**STATED EXERCISE**
Scan the data below for the string "React". Show every line where it turns up.

**SUPPLIED MATERIAL**
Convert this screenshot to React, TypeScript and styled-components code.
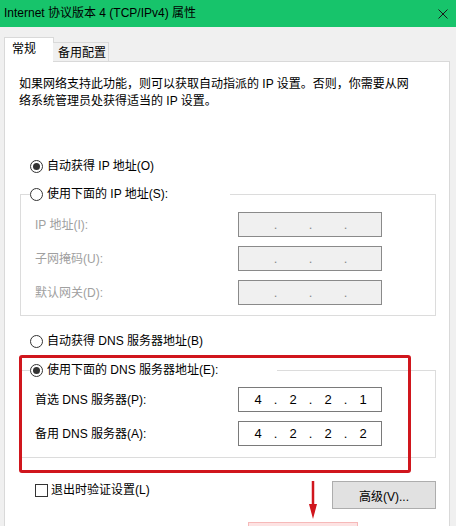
import * as React from "react";
import styled, { createGlobalStyle } from "styled-components";

const GlobalStyle = createGlobalStyle`
  html, body {
    margin: 0;
    padding: 0;
    background: #f0f0f0;
  }
  body {
    font-family: "Liberation Sans", "Noto Sans CJK SC", "Microsoft YaHei", sans-serif;
    font-size: 12px;
    color: #000;
  }
  * {
    box-sizing: border-box;
  }
`;

const Window = styled.div`
  width: 456px;
  height: 526px;
  overflow: hidden;
  display: flex;
  flex-direction: column;
  background: #f0f0f0;
`;

const TitleBar = styled.div`
  flex: none;
  height: 27px;
  background: #17c46b;
  display: flex;
  align-items: center;
  justify-content: space-between;
  padding: 0 8px 0 4px;
  line-height: 27px;
`;

const Body = styled.div`
  flex: 1;
  display: flex;
  flex-direction: column;
  padding: 10px 6px 0 4px;
`;

const TabStrip = styled.div`
  flex: none;
  height: 24px;
  display: flex;
  align-items: flex-end;
`;

const Tab = styled.div<{ $active?: boolean }>`
  position: relative;
  z-index: 1;
  border: 1px solid #d9d9d9;
  border-bottom: none;
  line-height: 1;
  display: flex;
  ${(p) =>
    p.$active
      ? `
    height: 25px;
    width: 50px;
    margin-bottom: -1px;
    background: #fff;
    padding: 5px 0 0 7px;
  `
      : `
    height: 19px;
    width: 56px;
    margin-left: -1px;
    background: #f0f0f0;
    border-left: none;
    padding: 4px 0 0 5px;
  `}
`;

const Panel = styled.div`
  flex: 1;
  position: relative;
  background: #fff;
  border: 1px solid #d9d9d9;
  border-bottom: none;
  padding: 14px 13px 0 15px;
  display: flex;
  flex-direction: column;
`;

const Intro = styled.p`
  margin: 0 0 0 -1px;
  line-height: 17px;
`;

const RadioRow = styled.div<{ $top: number }>`
  height: 20px;
  margin-top: ${(p) => p.$top}px;
  padding-left: 10px;
  display: flex;
  align-items: center;
  gap: 4px;
  line-height: 1;
`;

const Radio = styled.span<{ $checked?: boolean }>`
  position: relative;
  flex: none;
  width: 13px;
  height: 13px;
  border: 1px solid #333;
  border-radius: 50%;
  background: #fff;
  &::after {
    content: "";
    display: ${(p) => (p.$checked ? "block" : "none")};
    position: absolute;
    left: 2px;
    top: 2px;
    width: 7px;
    height: 7px;
    border-radius: 50%;
    background: #333;
  }
`;

const Group = styled.fieldset<{ $top: number; $bottom: number }>`
  margin: ${(p) => p.$top}px 0 0;
  padding: 0 0 ${(p) => p.$bottom}px 9px;
  border: 1px solid #dcdcdc;
  min-inline-size: 0;
`;

const Legend = styled.legend<{ $width: number }>`
  width: ${(p) => p.$width}px;
  height: 20px;
  padding: 0;
  display: flex;
  align-items: center;
  gap: 4px;
  line-height: 1;
`;

const Rows = styled.div<{ $top: number }>`
  padding-top: ${(p) => p.$top}px;
  display: flex;
  flex-direction: column;
  gap: 9px;
`;

const FieldRow = styled.div`
  height: 25px;
  padding-left: 5px;
  display: grid;
  grid-template-columns: 203px 144px;
  align-items: center;
`;

const FieldLabel = styled.span<{ $disabled?: boolean }>`
  color: ${(p) => (p.$disabled ? "#a0a0a0" : "#000")};
  line-height: 1;
`;

const IpBox = styled.div<{ $disabled?: boolean }>`
  height: 25px;
  border: 1px solid ${(p) => (p.$disabled ? "#8a8a8a" : "#7a7a7a")};
  background: ${(p) => (p.$disabled ? "#f0f0f0" : "#fff")};
  color: ${(p) => (p.$disabled ? "#8a8a8a" : "#000")};
  padding-left: 5px;
  display: flex;
  align-items: center;
  font-size: 13px;
  line-height: 1;
`;

const Octet = styled.span`
  width: 28px;
  text-align: center;
`;

const Dot = styled.span`
  width: 7px;
  text-align: center;
`;

const Footer = styled.div`
  margin-top: 23px;
  padding-left: 15px;
  display: flex;
  justify-content: space-between;
  align-items: flex-start;
`;

const CheckLabel = styled.label`
  margin-top: 1px;
  display: flex;
  align-items: center;
  gap: 3px;
  line-height: 16px;
`;

const CheckBox = styled.span`
  width: 13px;
  height: 13px;
  border: 1px solid #333;
  background: #fff;
`;

const Button = styled.button`
  width: 104px;
  height: 28px;
  background: #e1e1e1;
  border: 1px solid #adadad;
  font: inherit;
  color: #000;
  padding: 0;
`;

const Highlight = styled.div`
  position: absolute;
  left: 14px;
  top: 293px;
  width: 392px;
  height: 118px;
  border: 3px solid #d0161d;
  border-radius: 3px;
  pointer-events: none;
`;

const Arrow = styled.svg`
  position: absolute;
  left: 303px;
  top: 419px;
`;

const OkGlow = styled.div`
  position: absolute;
  left: 243px;
  top: 460px;
  width: 110px;
  height: 12px;
  background: #fde3e3;
  border: 1px solid #f6b9b9;
`;

const IpField = ({ value, disabled }: { value?: string[]; disabled?: boolean }) => {
  const parts = value ?? ["", "", "", ""];
  return (
    <IpBox $disabled={disabled}>
      {parts.map((part, i) => (
        <React.Fragment key={i}>
          {i > 0 && <Dot>.</Dot>}
          <Octet>{part}</Octet>
        </React.Fragment>
      ))}
    </IpBox>
  );
};

const CloseIcon = () => (
  <svg width="10" height="10" viewBox="0 0 10 10">
    <path d="M0.5 0.5 L9.5 9.5 M9.5 0.5 L0.5 9.5" stroke="#1a1a1a" strokeWidth="1" fill="none" />
  </svg>
);

export default function App() {
  return (
    <>
      <GlobalStyle />
      <Window>
        <TitleBar>
          <span>Internet 协议版本 4 (TCP/IPv4) 属性</span>
          <CloseIcon />
        </TitleBar>
        <Body>
          <TabStrip>
            <Tab $active>常规</Tab>
            <Tab>备用配置</Tab>
          </TabStrip>
          <Panel>
            <Intro>
              如果网络支持此功能，则可以获取自动指派的 IP 设置。否则，你需要从网
              <br />
              络系统管理员处获得适当的 IP 设置。
            </Intro>

            <RadioRow $top={46}>
              <Radio $checked />
              自动获得 IP 地址(O)
            </RadioRow>

            <Group $top={8} $bottom={10}>
              <Legend $width={200}>
                <Radio />
                使用下面的 IP 地址(S):
              </Legend>
              <Rows $top={8}>
                <FieldRow>
                  <FieldLabel $disabled>IP 地址(I):</FieldLabel>
                  <IpField disabled />
                </FieldRow>
                <FieldRow>
                  <FieldLabel $disabled>子网掩码(U):</FieldLabel>
                  <IpField disabled />
                </FieldRow>
                <FieldRow>
                  <FieldLabel $disabled>默认网关(D):</FieldLabel>
                  <IpField disabled />
                </FieldRow>
              </Rows>
            </Group>

            <RadioRow $top={15}>
              <Radio />
              自动获得 DNS 服务器地址(B)
            </RadioRow>

            <Group $top={9} $bottom={11}>
              <Legend $width={247}>
                <Radio $checked />
                使用下面的 DNS 服务器地址(E):
              </Legend>
              <Rows $top={7}>
                <FieldRow>
                  <FieldLabel>首选 DNS 服务器(P):</FieldLabel>
                  <IpField value={["4", "2", "2", "1"]} />
                </FieldRow>
                <FieldRow>
                  <FieldLabel>备用 DNS 服务器(A):</FieldLabel>
                  <IpField value={["4", "2", "2", "2"]} />
                </FieldRow>
              </Rows>
            </Group>

            <Footer>
              <CheckLabel>
                <CheckBox />
                退出时验证设置(L)
              </CheckLabel>
              <Button>高级(V)...</Button>
            </Footer>

            <Highlight />
            <Arrow width="10" height="40" viewBox="0 0 10 40">
              <path d="M5 0 L5 26" stroke="#d0161d" strokeWidth="2.5" />
              <path d="M1 23 L9 23 L5 38 Z" fill="#d0161d" />
            </Arrow>
            <OkGlow />
          </Panel>
        </Body>
      </Window>
    </>
  );
}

**FINISHED ANSWER**
Convert this screenshot to React, TypeScript and styled-components code.
import * as React from "react";
        <React.Fragment key={i}>
        </React.Fragment>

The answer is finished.